In 1962 Baker moved to Paris, bringing their partnership to an end. Sylvia married the musician Joe Robinson in 1964. She immersed herself in the music business and ran a club in the Bronx before the couple moved to Englewood, New Jersey. There, they opened Soul Sound, an eight-track recording studio which, like Motown and Stax, had its own house band of backing musicians.

The Robinsons formed the All Platinum record company in 1968, and Sylvia became one of the few female record producers at the time. She wrote and produced hits such as Love On a Two-Way Street (1970) for the Moments and Shame, Shame, Shame (1975) for Shirley and Company. She also worked with such established soul singers as Brook Benton and Chuck Jackson. The company's biggest hit was Pillow Talk, written and performed by Sylvia. After the song had been turned down as too risque by the soul star Al Green, Sylvia recorded the disco track in 1973. Her sighs and gasps anticipated by two years the full-scale eroticism of Donna Summer's global hit Love to Love You Baby. Pillow Talk reached No 3 in the US and No 14 in the UK in 1973.

By the late 1970s, All Platinum was in financial difficulties, caused in part by the Robinsons' purchase in 1975 for close to $1m of the rights to the Chess Records catalogue, which included recordings by Chuck Berry and Muddy Waters. They intended to record new material under the Chess banner, but found they could not afford to.

In 1979 the company was thrown a lifeline. Sylvia was alerted by her teenage son Joey to the new sounds developing in the Bronx. "All of a sudden, a voice said to me, if you put a concept like that on wax you'll be out of all that trouble you're in," she said. Accounts differ as to where this eureka moment occurred. One is that she attended a party where three young men were rapping though a microphone. Another is that she heard one of the trio rapping in a pizza shop where he worked. A third is that her son brought a schoolfriend home to rap for her. Whichever is the case, Sylvia took the three youths (known as Big Bank Hank, Wonder Mike and Master Gee) into the studio, naming them the Sugarhill Gang.

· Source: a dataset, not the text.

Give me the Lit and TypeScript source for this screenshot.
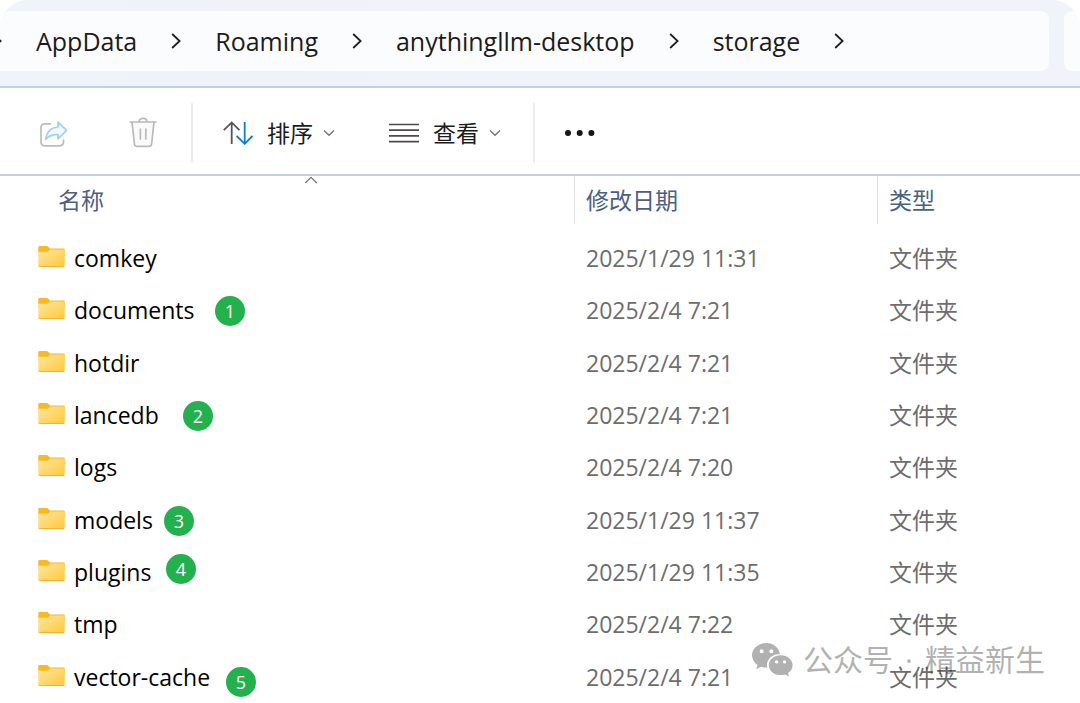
import { LitElement, html, css, svg } from "lit";
import { customElement, state } from "lit/decorators.js";
import { styleMap } from "lit/directives/style-map.js";

interface Entry {
  name: string;
  modified: string;
}

interface Marker {
  label: number;
  x: number;
  y: number;
}

const ENTRIES: Entry[] = [
  { name: "comkey", modified: "2025/1/29 11:31" },
  { name: "documents", modified: "2025/2/4 7:21" },
  { name: "hotdir", modified: "2025/2/4 7:21" },
  { name: "lancedb", modified: "2025/2/4 7:21" },
  { name: "logs", modified: "2025/2/4 7:20" },
  { name: "models", modified: "2025/1/29 11:37" },
  { name: "plugins", modified: "2025/1/29 11:35" },
  { name: "tmp", modified: "2025/2/4 7:22" },
  { name: "vector-cache", modified: "2025/2/4 7:21" },
];

// Centres of the numbered annotations, relative to the file list.
const MARKERS: Marker[] = [
  { label: 1, x: 230, y: 135 },
  { label: 2, x: 198, y: 240 },
  { label: 3, x: 179, y: 345 },
  { label: 4, x: 181, y: 393 },
  { label: 5, x: 241, y: 506 },
];

const PATH = ["AppData", "Roaming", "anythingllm-desktop", "storage"];

const crumbChevron = svg`<svg class="crumb-chevron" viewBox="0 0 10 16" aria-hidden="true">
  <path d="M1.2 1 L8.6 8 L1.2 15" fill="none" stroke="#1f1f1f" stroke-width="1.8"/></svg>`;

const downChevron = html`<svg class="down" viewBox="0 0 12 8" aria-hidden="true">
  <path d="M1 1.5 L6 6.3 L11 1.5" fill="none" stroke="#777" stroke-width="1.4"/></svg>`;

const folder = html`<svg class="folder" viewBox="0 0 27 21" aria-hidden="true">
  <defs>
    <linearGradient id="f" x1="0" y1="0" x2="1" y2="1">
      <stop offset="0" stop-color="#ffe7a2"/><stop offset="1" stop-color="#ffc937"/>
    </linearGradient>
  </defs>
  <path d="M0.3 1.2 Q0.3 0 1.5 0 H8.6 Q9.6 0 10.2 0.7 L12 2.4 H25.6 Q26.7 2.4 26.7 3.5 V10 H0.3 Z" fill="#fab91e"/>
  <path d="M0.3 5.8 H9.4 Q10.3 5.8 11 5 L12 3.4 H25.6 Q26.7 3.4 26.7 4.4 V19.6 Q26.7 20.7 25.6 20.7 H1.4 Q0.3 20.7 0.3 19.6 Z" fill="url(#f)"/>
  <path d="M0.6 20.2 Q0.9 20.6 1.5 20.6 H25.5 Q26.1 20.6 26.4 20.2" fill="none" stroke="#eba92c" stroke-width="0.9"/>
</svg>`;

@customElement("app-root")
export class AppRoot extends LitElement {
  @state() private entries = ENTRIES;

  static styles = css`
    :host {
      display: flex;
      flex-direction: column;
      position: relative;
      min-height: 100vh;
      overflow: hidden;
      background: #fff;
      color: #1b1b1b;
      font-family: "Open Sans", "Noto Sans CJK SC", sans-serif;
      font-size: 23px;
      line-height: 32px;
    }
    svg {
      display: block;
      flex: none;
    }
    button {
      display: flex;
      align-items: center;
      padding: 0;
      border: 0;
      background: none;
      color: inherit;
      font: inherit;
    }
    .address-row {
      display: flex;
      gap: 15px;
      padding: 11px 0 15px;
      border-radius: 28px 28px 0 0;
      background: linear-gradient(90deg, #eef4f9, #f0f3f9 40%);
      overflow: hidden;
    }
    .address {
      flex: 1;
      display: flex;
      align-items: center;
      height: 60px;
      border-radius: 0 8px 8px 0;
      background: #fbfcfe;
    }
    .address ol {
      display: flex;
      align-items: center;
      gap: 34px;
      margin: 0 0 0 -8px;
      padding: 0;
      list-style: none;
    }
    .address li {
      display: flex;
      align-items: center;
      gap: 34px;
    }
    .address a {
      color: inherit;
      font-size: 25px;
      text-decoration: none;
    }
    .crumb-chevron {
      width: 10px;
      height: 16px;
    }
    .search {
      width: 16px;
      border-radius: 8px 0 0 8px;
      background: #fbfcfe;
    }
    .toolbar {
      display: flex;
      align-items: center;
      box-sizing: border-box;
      height: 90px;
      padding-top: 3px;
      border: solid #c3cfe0;
      border-width: 2px 0;
    }
    .file-actions {
      display: flex;
      gap: 61px;
      padding: 0 34px 0 39px;
    }
    .view-actions {
      display: flex;
      gap: 54px;
      padding: 0 32px 0 30px;
    }
    .view-actions button {
      gap: 14px;
    }
    .caption {
      display: flex;
      align-items: center;
      gap: 10px;
    }
    .rule {
      width: 2px;
      height: 60px;
      background: #ededed;
    }
    .more {
      margin-left: 29px;
    }
    .down {
      width: 12px;
      height: 8px;
    }
    .files {
      flex: 1;
      display: flex;
      flex-direction: column;
      position: relative;
    }
    table,
    tbody {
      flex: 1;
      display: flex;
      flex-direction: column;
    }
    thead {
      display: block;
      margin-bottom: 8px;
    }
    tr {
      display: grid;
      grid-template-columns: 574px 303px 1fr;
      align-items: center;
    }
    tbody tr {
      flex: 1;
      min-height: 48px;
    }
    th,
    td {
      display: flex;
      align-items: center;
      padding: 0 0 0 12px;
      color: #6d6d6d;
      font-weight: 400;
    }
    th {
      position: relative;
      height: 48px;
      box-sizing: border-box;
      border-left: 1px solid #e2e2e2;
      padding-left: 11px;
      color: #4c607f;
    }
    th:first-child {
      margin-left: 46px;
      border-left-color: transparent;
    }
    .sorted {
      position: absolute;
      top: 0;
      left: 50%;
      width: 14px;
      height: 8px;
      margin-left: -7px;
    }
    td.name {
      gap: 9px;
      padding-left: 38px;
      color: #000;
    }
    .folder {
      width: 27px;
      height: 21px;
      margin-bottom: 3px;
    }
    .marker {
      position: absolute;
      width: 30px;
      height: 30px;
      border-radius: 50%;
      background: #23b14d;
      color: #fff;
      font-size: 18px;
      line-height: 30px;
      text-align: center;
      transform: translate(-50%, -50%);
    }
    .watermark {
      position: absolute;
      right: 35px;
      bottom: 21px;
      display: flex;
      align-items: center;
      gap: 10px;
      color: #000;
      font-size: 30px;
      line-height: 44px;
      opacity: 0.3;
    }
    .account {
      display: flex;
      gap: 12px;
    }
  `;

  private toolbar() {
    return html`<div class="toolbar" role="toolbar">
      <div class="file-actions">
        <button aria-label="共享">
          <svg width="29" height="30" viewBox="0 0 29 30" fill="none">
            <path d="M11.5 5.8 H6 Q2 5.8 2 9.8 V23.8 Q2 27.8 6 27.8 H20.5 Q24.5 27.8 24.5 23.8 V22" stroke="#bdbdbd" stroke-width="1.7" stroke-linecap="round"/>
            <path d="M19 4.2 L27.6 12.4 L19 20.8 V16.6 Q11 16 6.8 21.4 Q8 10 19 9 Z" fill="#eff8fe" stroke="#a3cff2" stroke-width="1.7" stroke-linejoin="round"/>
          </svg>
        </button>
        <button aria-label="删除">
          <svg width="28" height="31" viewBox="0 0 28 31" fill="none" stroke="#bababa" stroke-width="1.7" stroke-linecap="round" stroke-linejoin="round">
            <path d="M3 5 L5.4 27 Q5.7 29.4 8 29.4 H20 Q22.3 29.4 22.6 27 L25 5" fill="#fafafa"/>
            <path d="M1.2 5 H26.8 M10 4.6 Q10.4 1.4 14 1.4 Q17.6 1.4 18 4.6 M11.4 12 V22 M16.8 12 V22"/>
          </svg>
        </button>
      </div>
      <div class="rule"></div>
      <div class="view-actions">
        <button>
          <svg width="30" height="24" viewBox="0 0 30 24" fill="none" stroke-width="1.8">
            <path d="M0.8 9.2 L8.7 1.4 L16.4 9.2 M8.7 1.6 V23" stroke="#555"/>
            <path d="M13.6 15 L21.7 22.8 L29.4 15 M21.7 1 V22.6" stroke="#0f7ad8"/>
          </svg>
          <span class="caption">排序 ${downChevron}</span>
        </button>
        <button>
          <svg width="30" height="20" viewBox="0 0 30 20" fill="none" stroke="#4e4a4a" stroke-width="1.7">
            <path d="M0 1.5 H30 M0 7.2 H30 M0 12.9 H30 M0 18.6 H30"/>
          </svg>
          <span class="caption">查看 ${downChevron}</span>
        </button>
      </div>
      <div class="rule"></div>
      <button class="more" aria-label="更多">
        <svg width="32" height="8" viewBox="0 0 32 8" fill="#161616">
          <circle cx="4" cy="4" r="3"/><circle cx="15.7" cy="4" r="3"/><circle cx="27.4" cy="4" r="3"/>
        </svg>
      </button>
    </div>`;
  }

  render() {
    return html`
      <header class="address-row">
        <nav class="address">
          <ol>
            <li>${crumbChevron}</li>
            ${PATH.map((part) => html`<li><a href="#">${part}</a>${crumbChevron}</li>`)}
          </ol>
        </nav>
        <div class="search"></div>
      </header>
      ${this.toolbar()}
      <main class="files">
        <table>
          <thead>
            <tr>
              <th>
                名称
                <svg class="sorted" viewBox="0 0 14 8" aria-hidden="true">
                  <path d="M1.2 7 L7 1.4 L12.8 7" fill="none" stroke="#777" stroke-width="1.3"/>
                </svg>
              </th>
              <th>修改日期</th>
              <th>类型</th>
            </tr>
          </thead>
          <tbody>
            ${this.entries.map(
              (e) => html`<tr>
                <td class="name">${folder}<span>${e.name}</span></td>
                <td>${e.modified}</td>
                <td>文件夹</td>
              </tr>`
            )}
          </tbody>
        </table>
        ${MARKERS.map(
          (m) => html`<span class="marker" style=${styleMap({ left: `${m.x}px`, top: `${m.y}px` })}>${m.label}</span>`
        )}
      </main>
      <div class="watermark">
        <svg width="41" height="34" viewBox="0 0 41 34" aria-hidden="true">
          <path fill-rule="evenodd" d="M14.5 0 C6.4 0 0 5.4 0 12.3 C0 16.2 2.1 19.6 5.5 21.9 L4.2 26.3 L9.2 23.7 C11 24.3 13 24.6 15.3 24.5 C13.6 17.4 19.4 11 27.9 11 C27 4.7 21.4 0 14.5 0 Z M9.7 6.3 A2 2 0 1 1 9.6 10.3 A2 2 0 1 1 9.7 6.3 Z M19.4 6.3 A2 2 0 1 1 19.3 10.3 A2 2 0 1 1 19.4 6.3 Z"/>
          <path fill-rule="evenodd" d="M28.6 12.3 C22 12.3 16.8 16.8 16.8 22.2 C16.8 27.7 22 32.1 28.6 32.1 C30.2 32.1 31.7 31.9 33 31.4 L37 33.6 L36 30 C38.9 28.2 40.6 25.4 40.6 22.2 C40.6 16.8 35.3 12.3 28.6 12.3 Z M24.7 17.2 A1.7 1.7 0 1 1 24.6 20.6 A1.7 1.7 0 1 1 24.7 17.2 Z M32.5 17.2 A1.7 1.7 0 1 1 32.4 20.6 A1.7 1.7 0 1 1 32.5 17.2 Z"/>
        </svg>
        <span class="account"><span>公众号</span><span>·</span><span>精益新生</span></span>
      </div>
    `;
  }
}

The resulting track, Rapper's Delight, was soon selling 50,000 copies a day. It became a top 40 hit in the US and reached No 3 in the UK. The single launched the Robinsons' Sugar Hill Records label and Sylvia became a leading figure in the rapid proliferation of hip-hop music worldwide. The label's most famous track is probably The Message by Grandmaster Flash and the Furious Five, whose hard-hitting protest lyrics inspired a generation of artists. Sugar Hill's other singles included Funk You Up by the Sequence, one of the first all-female hip-hop groups, and Jesse by Melle Mel, a rap in support of Jesse Jackson's bid to become the Democratic presidential candidate in 1984.

In addition to supervising the studio recordings, Sylvia wrote lyrics and found existing records whose rhythms could be adapted to support the vocalising of her young hip-hop stars. Occasionally, this caused copyright problems. While early pressings of Rapper's Delight were credited to Sylvia and the Gang, later versions listed Bernard Edwards and Nile Rodgers of Chic, upon whose Good Times the backing track of Rapper's Delight had been based.

By the mid-1980s, Sugar Hill had been eclipsed by young hip-hop entrepreneurs who took the genre further into what became known as gangsta rap. The Robinsons eventually sold the company to Rhino Records, a specialist in reissues. They retained the studio, which was run by their sons until it was destroyed in a fire in 2002.

Her husband Joe died in 2000. Sylvia is survived by her sons, Joey, Leland and Rhondo, and 10 grandchildren.